Dataset extract →
*****

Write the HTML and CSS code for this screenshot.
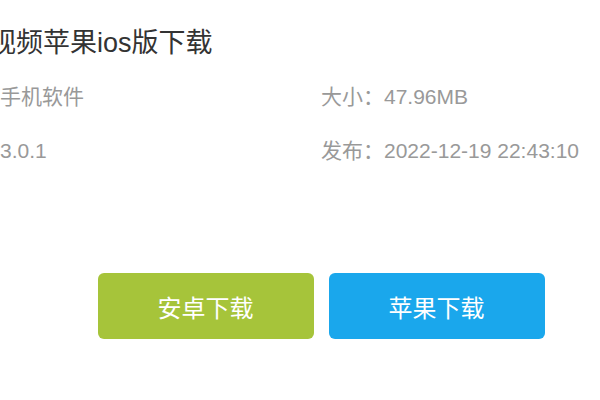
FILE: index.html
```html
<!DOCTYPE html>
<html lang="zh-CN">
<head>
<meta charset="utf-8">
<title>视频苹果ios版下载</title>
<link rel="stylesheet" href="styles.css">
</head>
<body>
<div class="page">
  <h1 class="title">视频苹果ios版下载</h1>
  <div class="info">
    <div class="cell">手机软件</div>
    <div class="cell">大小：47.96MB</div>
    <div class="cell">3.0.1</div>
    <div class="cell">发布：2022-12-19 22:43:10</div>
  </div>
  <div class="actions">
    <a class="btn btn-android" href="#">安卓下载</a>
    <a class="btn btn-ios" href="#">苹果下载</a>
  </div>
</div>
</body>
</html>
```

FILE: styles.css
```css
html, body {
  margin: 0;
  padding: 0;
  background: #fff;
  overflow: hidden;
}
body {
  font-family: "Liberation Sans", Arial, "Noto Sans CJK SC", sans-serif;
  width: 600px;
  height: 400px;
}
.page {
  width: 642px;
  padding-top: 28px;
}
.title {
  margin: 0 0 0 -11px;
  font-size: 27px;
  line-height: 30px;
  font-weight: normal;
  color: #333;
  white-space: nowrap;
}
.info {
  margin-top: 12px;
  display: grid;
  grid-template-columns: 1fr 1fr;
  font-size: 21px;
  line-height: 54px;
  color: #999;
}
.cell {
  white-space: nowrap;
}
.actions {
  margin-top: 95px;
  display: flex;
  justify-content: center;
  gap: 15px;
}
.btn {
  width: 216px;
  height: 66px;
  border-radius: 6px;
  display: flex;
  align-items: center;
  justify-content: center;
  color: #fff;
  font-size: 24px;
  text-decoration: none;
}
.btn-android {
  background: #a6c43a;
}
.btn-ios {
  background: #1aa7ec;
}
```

*****

Exercise details →
Transcribe all the data word for word; the images stay out.

Answer to this problem →
Write the HTML and CSS code for this screenshot.
FILE: index.html
```html
<!DOCTYPE html>
<html lang="zh-CN">
<head>
<meta charset="utf-8">
<title>视频苹果ios版下载</title>
<link rel="stylesheet" href="styles.css">
</head>
<body>
<div class="page">
  <h1 class="title">视频苹果ios版下载</h1>
  <div class="info">
    <div class="cell">手机软件</div>
    <div class="cell">大小：47.96MB</div>
    <div class="cell">3.0.1</div>
    <div class="cell">发布：2022-12-19 22:43:10</div>
  </div>
  <div class="actions">
    <a class="btn btn-android" href="#">安卓下载</a>
    <a class="btn btn-ios" href="#">苹果下载</a>
  </div>
</div>
</body>
</html>
```

FILE: styles.css
```css
html, body {
  margin: 0;
  padding: 0;
  background: #fff;
  overflow: hidden;
}
body {
  font-family: "Liberation Sans", Arial, "Noto Sans CJK SC", sans-serif;
  width: 600px;
  height: 400px;
}
.page {
  width: 642px;
  padding-top: 28px;
}
.title {
  margin: 0 0 0 -11px;
  font-size: 27px;
  line-height: 30px;
  font-weight: normal;
  color: #333;
  white-space: nowrap;
}
.info {
  margin-top: 12px;
  display: grid;
  grid-template-columns: 1fr 1fr;
  font-size: 21px;
  line-height: 54px;
  color: #999;
}
.cell {
  white-space: nowrap;
}
.actions {
  margin-top: 95px;
  display: flex;
  justify-content: center;
  gap: 15px;
}
.btn {
  width: 216px;
  height: 66px;
  border-radius: 6px;
  display: flex;
  align-items: center;
  justify-content: center;
  color: #fff;
  font-size: 24px;
  text-decoration: none;
}
.btn-android {
  background: #a6c43a;
}
.btn-ios {
  background: #1aa7ec;
}
```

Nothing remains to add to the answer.